Species of eucalyptus

Eucalyptus decorticans, commonly known as the gum-top ironbark, is a species of tree that is endemic to Queensland. It has rough, dark grey or black "ironbark" on the trunk and larger branches, smooth white bark on the thinner branches, lance-shaped to curved adult leaves, flower buds in groups of seven, white flowers and conical, cup-shaped or barrel-shaped fruit.

==Description==
Eucalyptus deccorticans is a tree that typically grows to a height of 40 m and forms a lignotuber. It has hard, dark grey to black ironbark on the trunk and larger branches, smooth white to greyish or yellow bark on the thinner branches. Young plants and coppice regrowth have leaves that are narrow lance-shaped, a lighter colour on the lower surface, 50-90 mm long and 5-15 mm wide.
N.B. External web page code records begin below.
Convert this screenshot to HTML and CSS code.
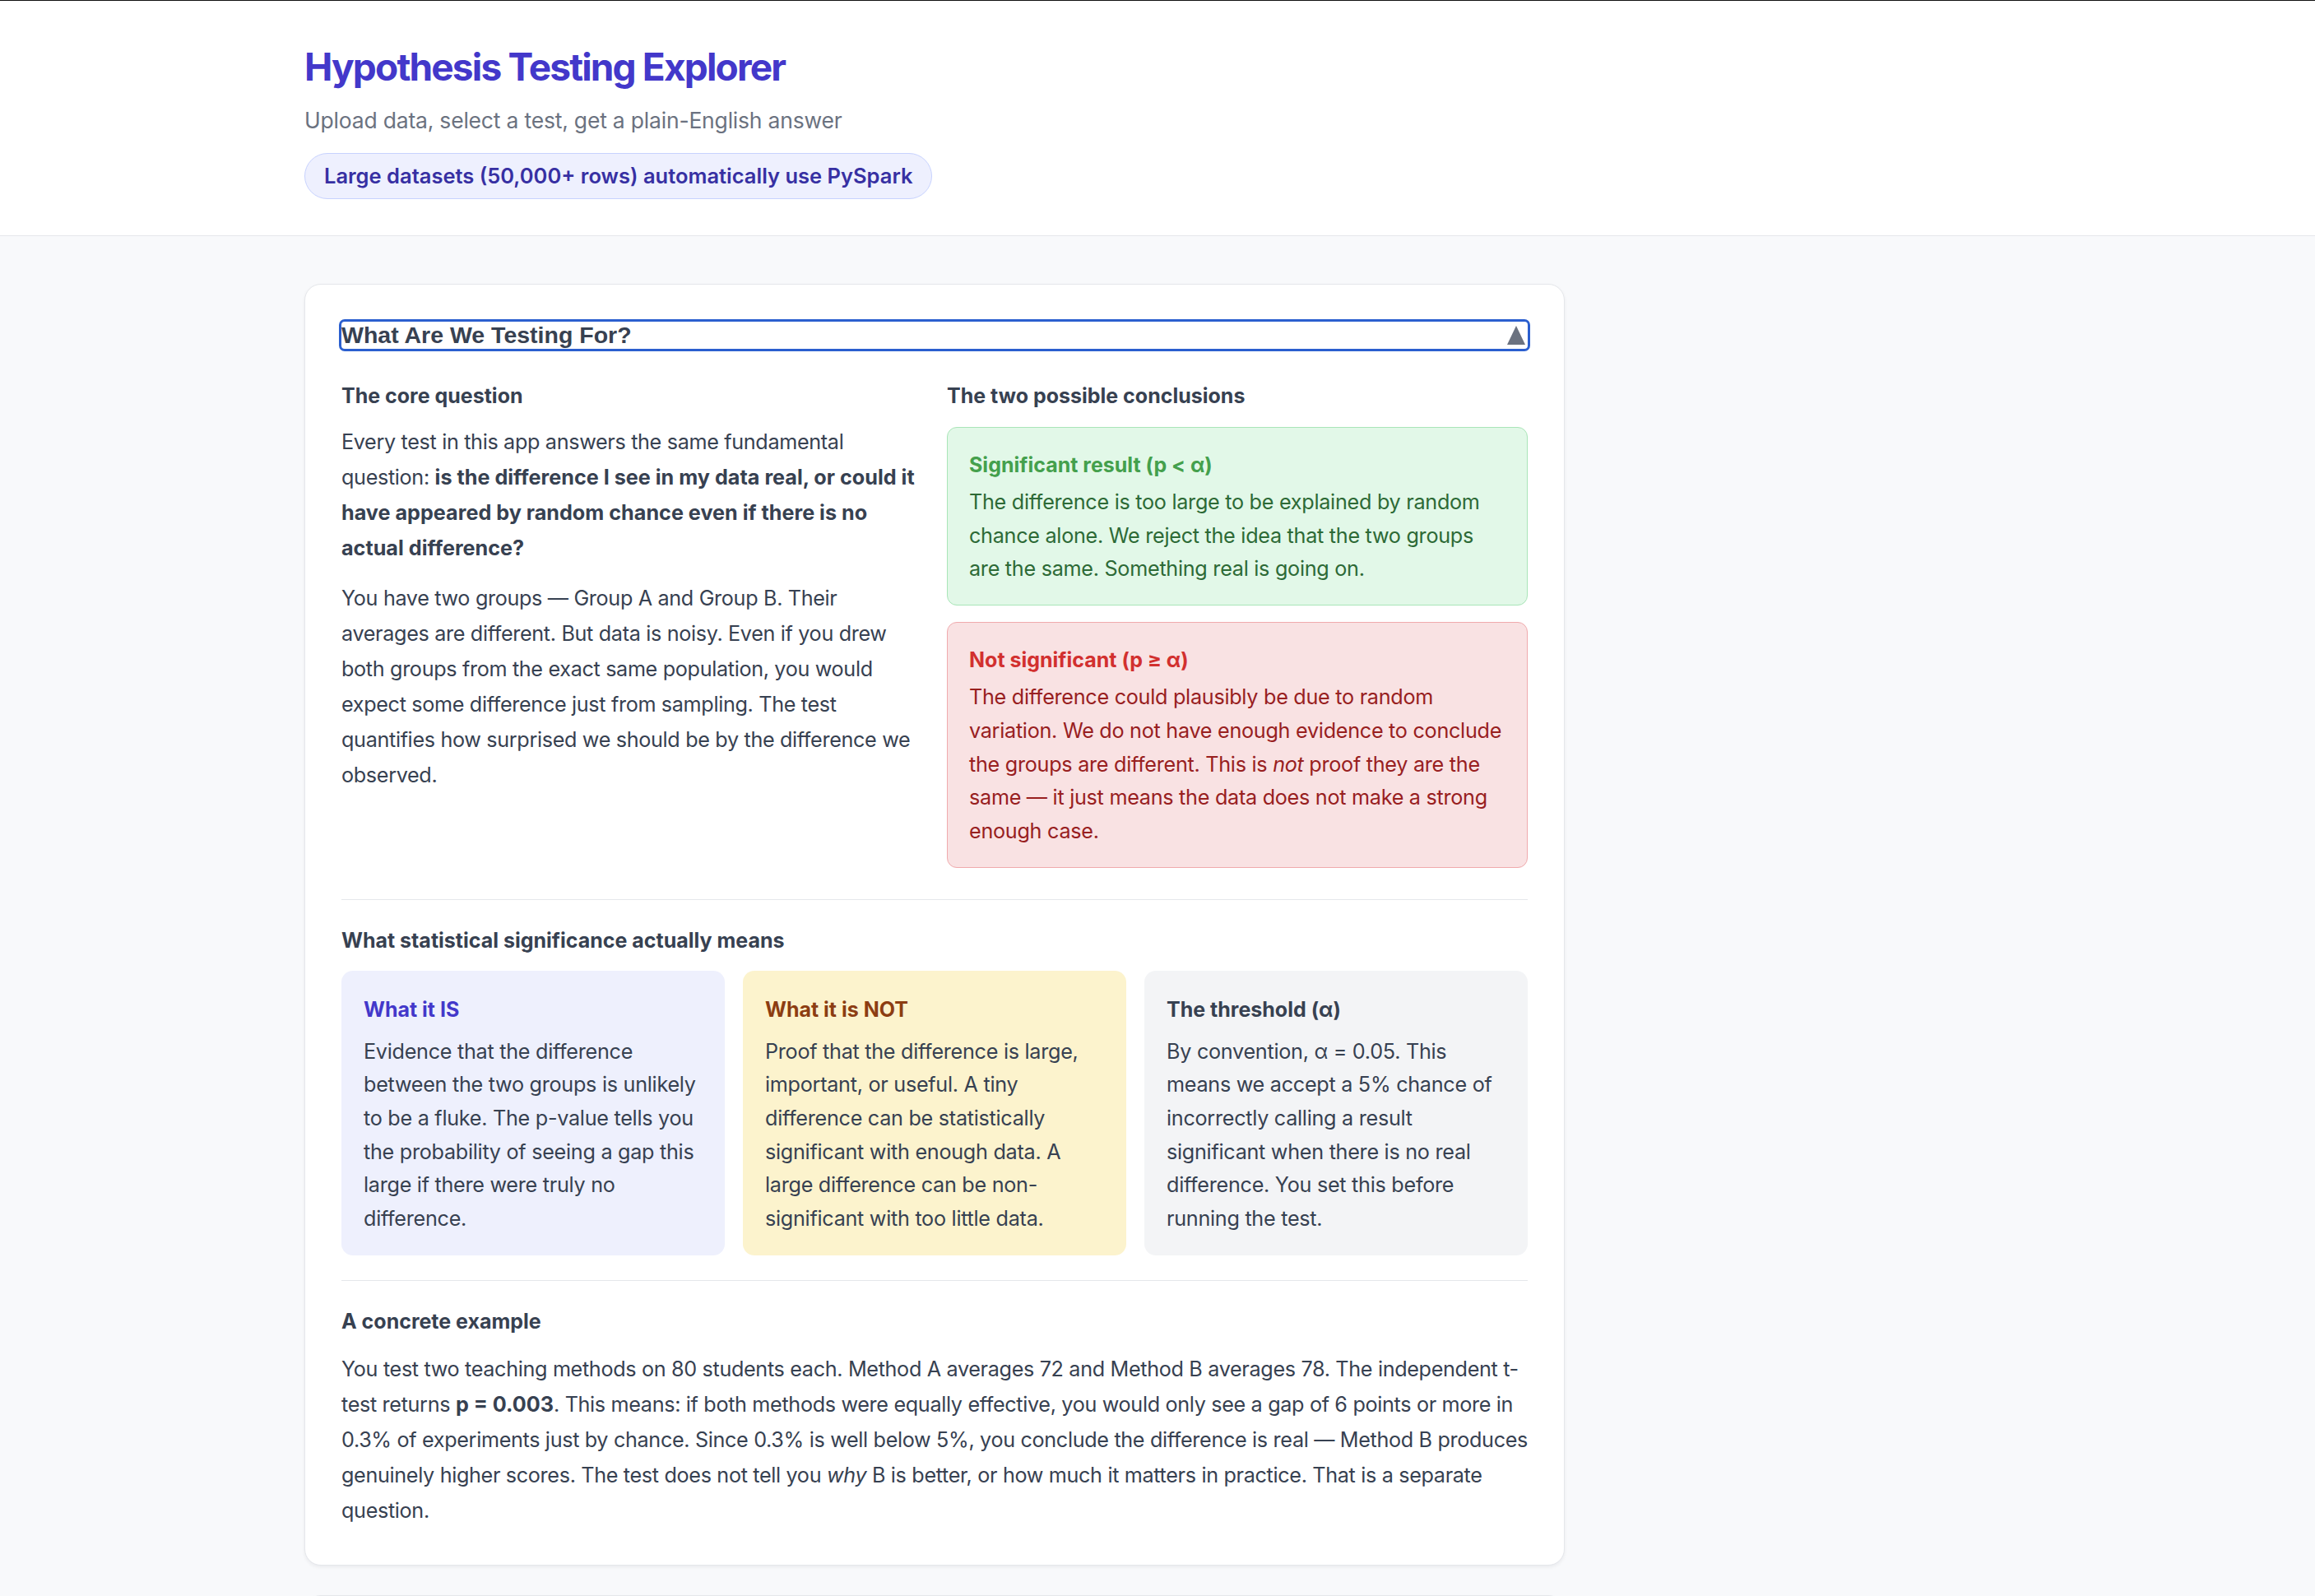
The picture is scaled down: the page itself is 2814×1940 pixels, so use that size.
FILE: index.html
```html
<!DOCTYPE html>
<html lang="en">
<head>
<meta charset="utf-8">
<title>Hypothesis Testing Explorer</title>
<link rel="stylesheet" href="styles.css">
</head>
<body>
<header class="site-header">
  <div class="wrap">
    <h1 class="title">Hypothesis Testing Explorer</h1>
    <p class="subtitle">Upload data, select a test, get a plain-English answer</p>
    <span class="badge">Large datasets (50,000+ rows) automatically use PySpark</span>
  </div>
</header>
<main class="main">
  <div class="wrap">
    <section class="card">
      <details open>
        <summary class="summary"><span>What Are We Testing For?</span><span class="caret"></span></summary>
        <div class="cols">
          <div class="col">
            <h3 class="sec-title">The core question</h3>
            <p class="para">Every test in this app answers the same fundamental question: <strong>is the difference I see in my data real, or could it have appeared by random chance even if there is no actual difference?</strong></p>
            <p class="para">You have two groups — Group A and Group B. Their averages are different. But data is noisy. Even if you drew both groups from the exact same population, you would expect some difference just from sampling. The test quantifies how surprised we should be by the difference we observed.</p>
          </div>
          <div class="col">
            <h3 class="sec-title">The two possible conclusions</h3>
            <div class="outcomes">
              <div class="outcome outcome-yes">
                <div class="outcome-title">Significant result (p &lt; α)</div>
                <p class="outcome-text">The difference is too large to be explained by random chance alone. We reject the idea that the two groups are the same. Something real is going on.</p>
              </div>
              <div class="outcome outcome-no">
                <div class="outcome-title">Not significant (p ≥ α)</div>
                <p class="outcome-text">The difference could plausibly be due to random variation. We do not have enough evidence to conclude the groups are different. This is <em>not</em> proof they are the same — it just means the data does not make a strong enough case.</p>
              </div>
            </div>
          </div>
        </div>
        <hr class="divider">
        <h3 class="sec-title sec-title-b">What statistical significance actually means</h3>
        <div class="tiles">
          <div class="tile tile-is">
            <div class="tile-title">What it IS</div>
            <p class="tile-text">Evidence that the difference between the two groups is unlikely to be a fluke. The p-value tells you the probability of seeing a gap this large if there were truly no difference.</p>
          </div>
          <div class="tile tile-not">
            <div class="tile-title">What it is NOT</div>
            <p class="tile-text">Proof that the difference is large, important, or useful. A tiny difference can be statistically significant with enough data. A large difference can be non-significant with too little data.</p>
          </div>
          <div class="tile tile-alpha">
            <div class="tile-title">The threshold (α)</div>
            <p class="tile-text">By convention, α = 0.05. This means we accept a 5% chance of incorrectly calling a result significant when there is no real difference. You set this before running the test.</p>
          </div>
        </div>
        <hr class="divider divider-b">
        <h3 class="sec-title sec-title-c">A concrete example</h3>
        <p class="para">You test two teaching methods on 80 students each. Method A averages 72 and Method B averages 78. The independent t-test returns <strong>p = 0.003</strong>. This means: if both methods were equally effective, you would only see a gap of 6 points or more in 0.3% of experiments just by chance. Since 0.3% is well below 5%, you conclude the difference is real — Method B produces genuinely higher scores. The test does not tell you <em>why</em> B is better, or how much it matters in practice. That is a separate question.</p>
      </details>
    </section>
    <section class="card card-next"></section>
  </div>
</main>
</body>
</html>
```

FILE: styles.css
```css
* { box-sizing: border-box; }

html, body {
  margin: 0;
  padding: 0;
}

body {
  font-family: Inter, "Noto Sans", "Liberation Sans", sans-serif;
  color: #374151;
  background: #f8f9fb;
  border-top: 1px solid #111;
}

.wrap {
  margin-left: 370px;
  width: 1532px;
}

/* Header */
.site-header {
  background: #ffffff;
  border-bottom: 1px solid #e5e7eb;
  padding: 52px 0 44px;
}

.title {
  margin: 0;
  font-size: 46px;
  line-height: 56px;
  font-weight: 700;
  letter-spacing: -0.04em;
  color: #4338ca;
}

.subtitle {
  margin: 17px 0 0;
  font-size: 26.5px;
  line-height: 40px;
  letter-spacing: -0.2px;
  color: #6b7280;
}

.badge {
  display: inline-block;
  margin-top: 20px;
  padding: 12px 23px;
  border: 1px solid #c7d2fe;
  border-radius: 999px;
  background: #eef0fe;
  color: #3730a3;
  font-size: 25.5px;
  line-height: 30px;
  font-weight: 600;
}

/* Main */
.main {
  padding-top: 58px;
}

.card {
  background: #ffffff;
  border: 1px solid #e5e7eb;
  border-radius: 20px;
  box-shadow: 0 2px 4px rgba(17, 24, 39, 0.06);
  padding: 45px 44px 44px;
}

.card-next {
  margin-top: 36px;
  height: 200px;
}

.summary {
  display: flex;
  justify-content: space-between;
  align-items: center;
  list-style: none;
  cursor: pointer;
  font-family: "Liberation Sans", Arial, sans-serif;
  font-weight: 700;
  font-size: 28.5px;
  line-height: 33px;
  color: #374151;
  outline: 3px solid #2b5fcf;
  outline-offset: 0;
  border-radius: 4px;
}

.summary::-webkit-details-marker { display: none; }

.caret {
  width: 0;
  height: 0;
  margin-right: 3px;
  border-left: 11.5px solid transparent;
  border-right: 11.5px solid transparent;
  border-bottom: 23px solid #6b7280;
}

.cols {
  display: grid;
  grid-template-columns: 1fr 1fr;
  column-gap: 30px;
  margin-top: 40px;
}

.sec-title {
  margin: 0 0 18px;
  font-size: 25px;
  line-height: 34px;
  font-weight: 700;
  color: #374151;
}

.para {
  margin: 0 0 18px;
  font-size: 25.2px;
  line-height: 43px;
  letter-spacing: -0.34px;
  color: #374151;
}

.para:last-child { margin-bottom: 0; }

.para strong {
  font-weight: 700;
  letter-spacing: 0;
}

.outcomes {
  padding-top: 3px;
  display: flex;
  flex-direction: column;
  gap: 20px;
}

.outcome {
  border: 1px solid;
  border-radius: 12px;
  padding: 28px 26px 23px;
}

.outcome-title {
  font-size: 25px;
  line-height: 34px;
  font-weight: 700;
  margin-bottom: 8px;
}

.outcome-text {
  margin: 0;
  font-size: 25.2px;
  line-height: 40.7px;
  letter-spacing: -0.28px;
}

.outcome-yes {
  background: #e2f8e8;
  border-color: #a9e5b8;
}
.outcome-yes .outcome-title { color: #44a04c; }
.outcome-yes .outcome-text { color: #2d6a36; }

.outcome-no {
  background: #f9e2e3;
  border-color: #f0aaad;
}
.outcome-no .outcome-title { color: #d2302f; }
.outcome-no .outcome-text { color: #98201f; }

.divider {
  border: 0;
  border-top: 1px solid #e5e7eb;
  margin: 38px 0 0;
}

.divider-b { margin-top: 30px; }

.sec-title-b,
.sec-title-c {
  margin-top: 32px;
}

.sec-title-b { margin-bottom: 20px; }
.sec-title-c { margin-bottom: 20px; }

.tiles {
  display: grid;
  grid-template-columns: repeat(3, 1fr);
  gap: 22px;
}

.tile {
  border-radius: 14px;
  padding: 30px 27px 24px;
}

.tile-title {
  font-size: 25px;
  line-height: 34px;
  font-weight: 700;
  margin-bottom: 14px;
}

.tile-text {
  margin: 0;
  font-size: 25.2px;
  line-height: 40.7px;
  letter-spacing: -0.28px;
  color: #374151;
}

.tile-is { background: #eef0fd; }
.tile-is .tile-title { color: #4338ca; }

.tile-not { background: #fcf3cd; }
.tile-not .tile-title { color: #8c3d12; }

.tile-alpha { background: #f3f4f6; }
.tile-alpha .tile-title { color: #374151; }
```
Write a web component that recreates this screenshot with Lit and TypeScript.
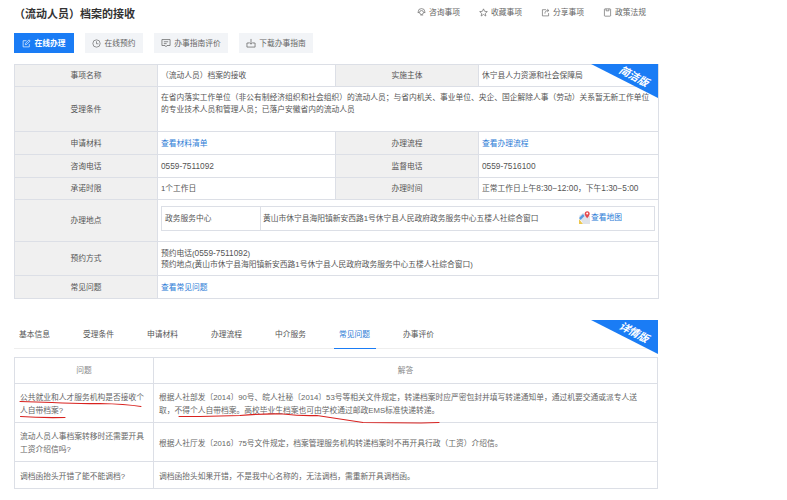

Adult leaves are lance-shaped to curved, the same dull colour on both sides, 55-125 mm long and 10-30 mm wide on a petiole 10-25 mm long. The flower buds are arranged in leaf axils in groups of seven on a peduncle 5-15 mm long, the individual buds on a pedicel 2-6 mm long. The buds are club-shaped to spindle-shaped or diamond-shaped, 6-7 mm long and 3-4 mm wide with a conical operculum. Flowering has been observed in April, August and September and the flowers are white. The fruit is a woody conical, cup-shaped or barrel-shaped capsule 7-9 mm long and 5-6 mm wide on a pedicel 2-7 mm long.

==Taxonomy and naming==
Gum-top ironbark was first formally described in 1911 by Frederick Manson Bailey from a specimen collected near Eidsvold by Thomas Lane Bancroft. Bailey gave it the name Eucalyptus siderophloia f. decorticans and published the description in the Queensland Agricultural Journal. In 1921, Joseph Maiden raised the form to species level as Eucalyptus decorticans, publishing the change in his book A Critical Revision of the Genus Eucalyptus. The specific epithet (decorticans) is derived from the Latin word decorticans meaning "without bark" referring to the peeling bark on the smaller branches.

==Distribution and habitat==
Eucalyptus decorticans grows in open forest on hills and hillsides in stony clay soils. It is widespread in southeastern Queensland.

==Conservation status==
This eucalypt is classified as "least concern" under the Queensland Government Nature Conservation Act 1992.